The definition of disability under Social Security is different than other programs. Social Security pays only for total disability. No benefits are payable for partial disability or for short-term disability.

Disability under Social Security is based on your inability to work. You are considered disabled under Social Security rules if you cannot do work that you did before and they decide that you cannot adjust to other work because of your medical condition(s). Your disability must also last or be expected to last for at least one year or to result in death.

This is a strict definition of disability. Social Security program rules assume that working families have access to other resources to provide support during periods of short-term disabilities, including workers' compensation, insurance, savings and investments.

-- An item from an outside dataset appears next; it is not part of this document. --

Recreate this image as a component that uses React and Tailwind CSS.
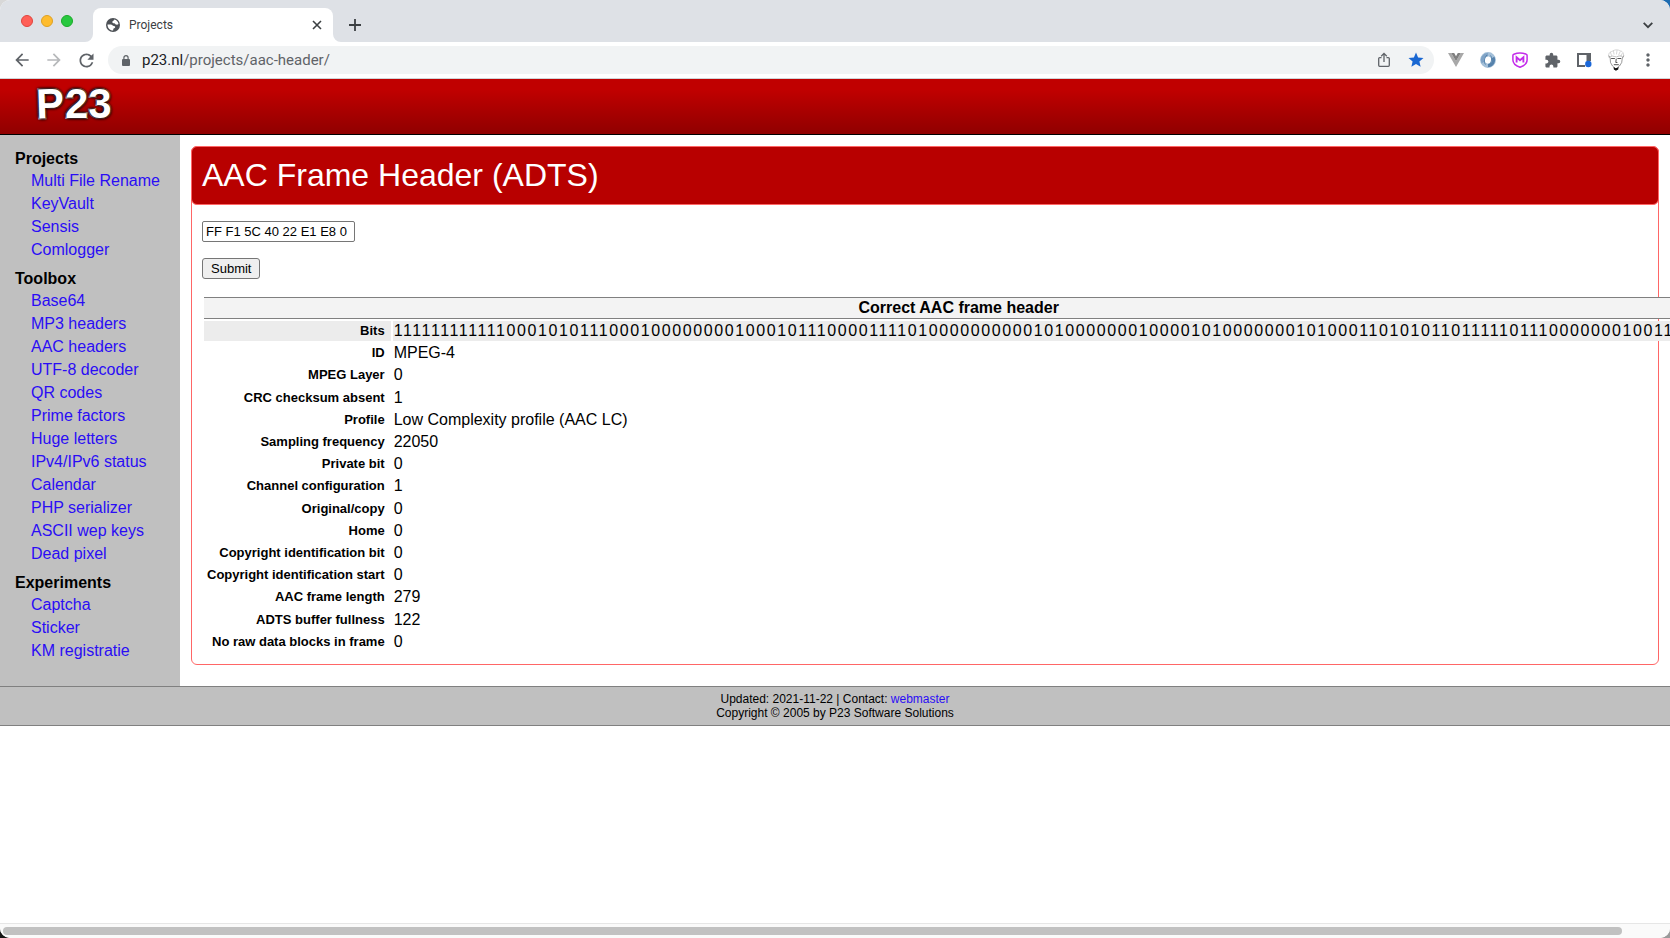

How does the SSA determine if you are disabled?
To determine disability, they use a series of five steps:

  1. Are you working?
    If you are working in the current year, and your earnings average more than $810 a month, you generally cannot be considered disabled. If you are not working, we go to Step 2.

  2. Is your condition "severe"?
    Your condition must interfere with basic work-related activities for your claim to be considered. If it does not, the SSA will find that you are not disabled. If your condition does interfere with basic work-related activities, they go to Step 3.

  3. Is your condition found in the list of disabling conditions?
    For each of the major body systems, the SSA maintains a list of medical conditions that are so severe they automatically mean that you are disabled. If your condition is not on the list, they have to decide if it is of equal severity to a medical condition that is on the list. If it is, they will find that you are disabled. If it is not, then then go to Step 4.

  4. Can you do the work you did previously?
    If your condition is severe but not at the same or equal level of severity as a medical condition on the list, then the SSA must determine if it interferes with your ability to do the work you did previously. If it does not, your claim will be denied. If it does, they proceed to Step 5.

  5. Can you do any other type of work?
    If you cannot do the work you did in the past, the SSA see if you are able to adjust to other work. They consider your medical conditions and your age, education, past work experience and any transferable skills you may have. If you cannot adjust to other work, your claim will be approved. If you can adjust to other work, your claim will be denied.